L’analyse netnographique de tous les tweets publiés par les deux comptes Twitter chinois à Bruxelles et à Ottawa illustre les efforts de la diplomatie chinoise pour intégrer les règles tacites d’usage des médias sociaux et les rendre compatibles avec des objectifs stratégiques et une tradition de communication centralisée sous contrôle et purement descendante. Les tweets du corpus qui émanent directement des propriétaires des comptes relèvent de types de discours variés bien que les messages les plus institutionnels dominent. On y relève des messages très éloignés du champ politique, qui valorisent des performances économiques, des histoires individuelles ou des aspects folkloriques de la culture chinoise dans une perspective de marketing touristique.
De plus, bien que le gouvernement chinois gère peu de comptes twiplomatiques, l’utilisation accrue de la fonction « retweet » par les diplomates confère un caractère de polyphonique à ses comptes et créent autour d’eux un réseau souple de sympathie à travers des échanges de politesse certes conventionnels (« merci pour le retweet ! »). Cette fonction « retweet » multiplie les possibilités de conversations entre les organisations et leurs publics (Boyd, Golder, et Lotan, 2010, p. 10), peu importe que celles-ci soient superficielles ou développées, libres ou sous contrôle. Ces ferments de conversations favorisent l’établissement de relations entre le gouvernement chinois et ses nombreuses parties prenantes internationales qui sont présents sur les médias sociaux en même temps qu’ils contribuent à forger l’image d’une Chine ouverte au dialogue et capable de dialogue, moins austère et plus tolérante en matière de liberté d’expression. Pékin mobilise donc largement la fonction « retweet » de Twitter pour faire la promotion du pays au sens large (gouvernance, performance économique, implication en matière de responsabilité sociale et environnementale, qualité de vie, richesse du patrimoine culturel, sens de la fête, solidarité nationale, valeurs humanistes et caritatives) ce qui lui permet de conjurer la critique en propagande grossière et en autopromotion nombriliste. Les comptes diplomatiques chinois illustrent l’intelligence des stratégies de communication par délégation en laissant à d’autres le soin de présenter la Chine sous son meilleur jour.

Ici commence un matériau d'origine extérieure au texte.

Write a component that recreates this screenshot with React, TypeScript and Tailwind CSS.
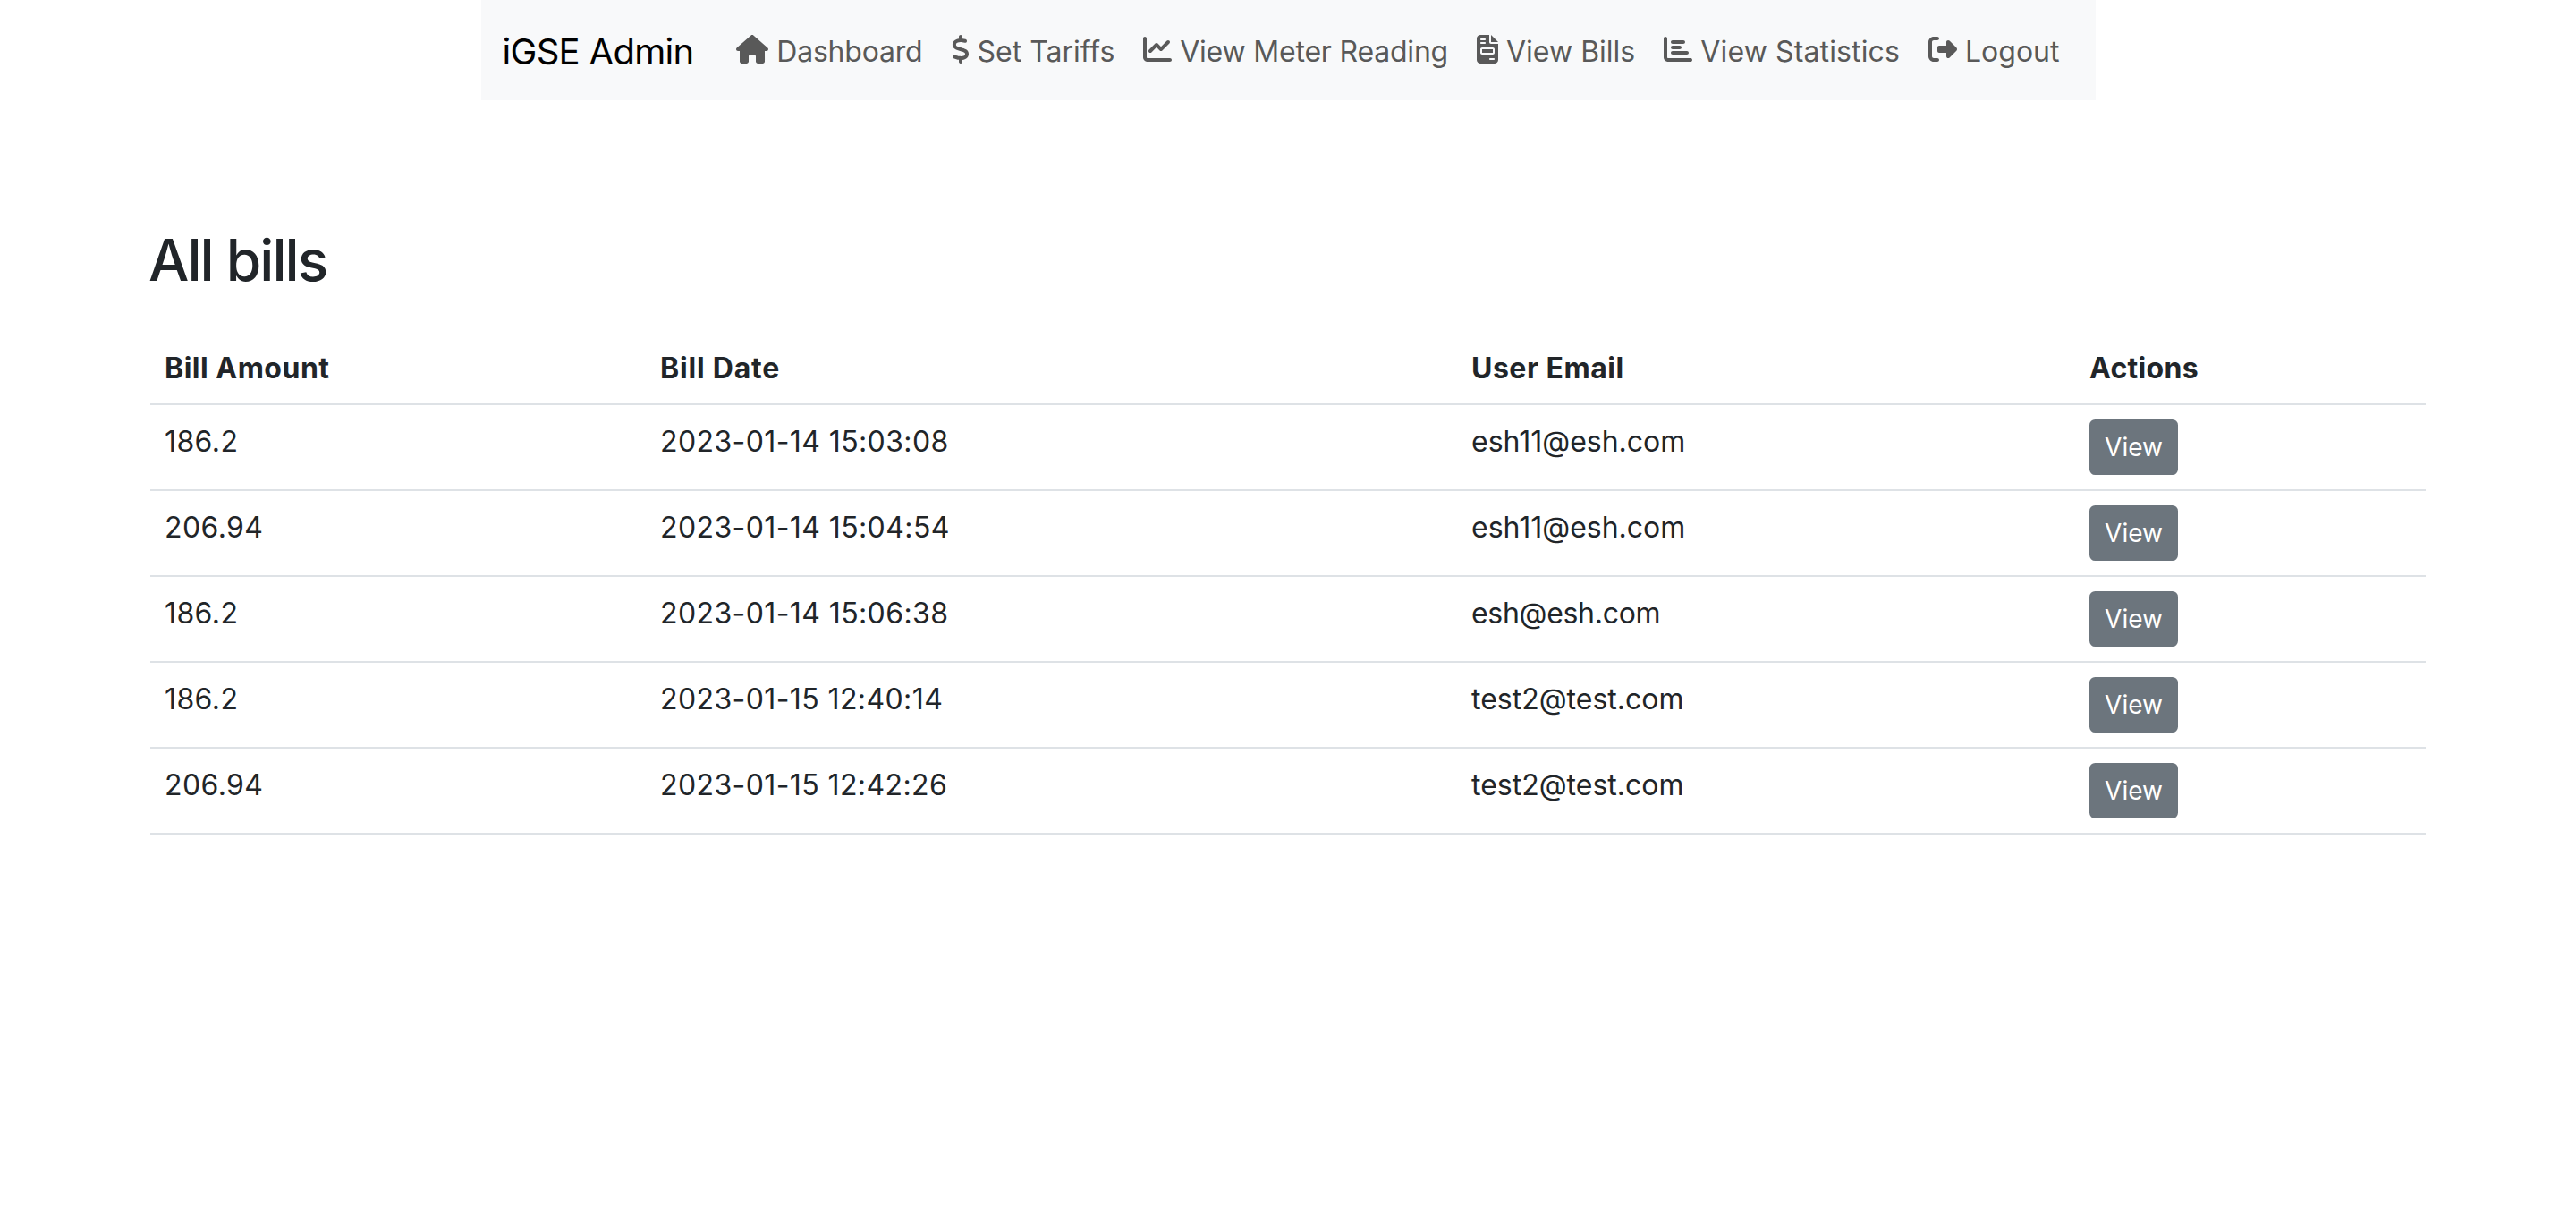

Pour autant, ces comptes diplomatiques qui sont la pointe visible des stratégies de soft power chinois restent très marqués par des mécanismes et des dispositifs de censure a priori, et par un écosystème politique brutal qui génère de l’autocensure. De fait, le gouvernement chinois sur Twitter s’exprime certes de manière polyphonique, mais dans un unisson quasi parfait, et cette harmonie est parfaitement stratégique eu égard aux buts visés de promotion du « rêve chinois ». Les diplomates du pays du panda se sont donc bien appropriés Twitter. Et, l’oiseau bleu ne fait pas que diffuser les discours officiels du plantigrade et renforcer son autorité (Merzeau, 2013), il l’aide aussi à développer son capital de sympathie, un atout non négligeable pour une stratégie de soft power conquérant.
Pour citer cet article
Huang, Z. A., & Arifon, O. (2018). La diplomatie publique chinoise sur Twitter : La fabrique d’une polyphonie harmonieuse. Hermès, La Revue, (81), 45‑53.
Références
Boyd, D., Golder, S., & Lotan, G. (2010). Tweet, Tweet, Retweet : Conversational Aspects of Retweeting on Twitter. 2010 43rd Hawaii International Conference on System Sciences, 1‑10. http://doi.org/10.1109/HICSS.2010.412
Huang, Z. A., & Arifon, O. (2018). La diplomatie publique chinoise sur Twitter : La fabrique d’une polyphonie harmonieuse. Hermès, La Revue, (81), 45‑53.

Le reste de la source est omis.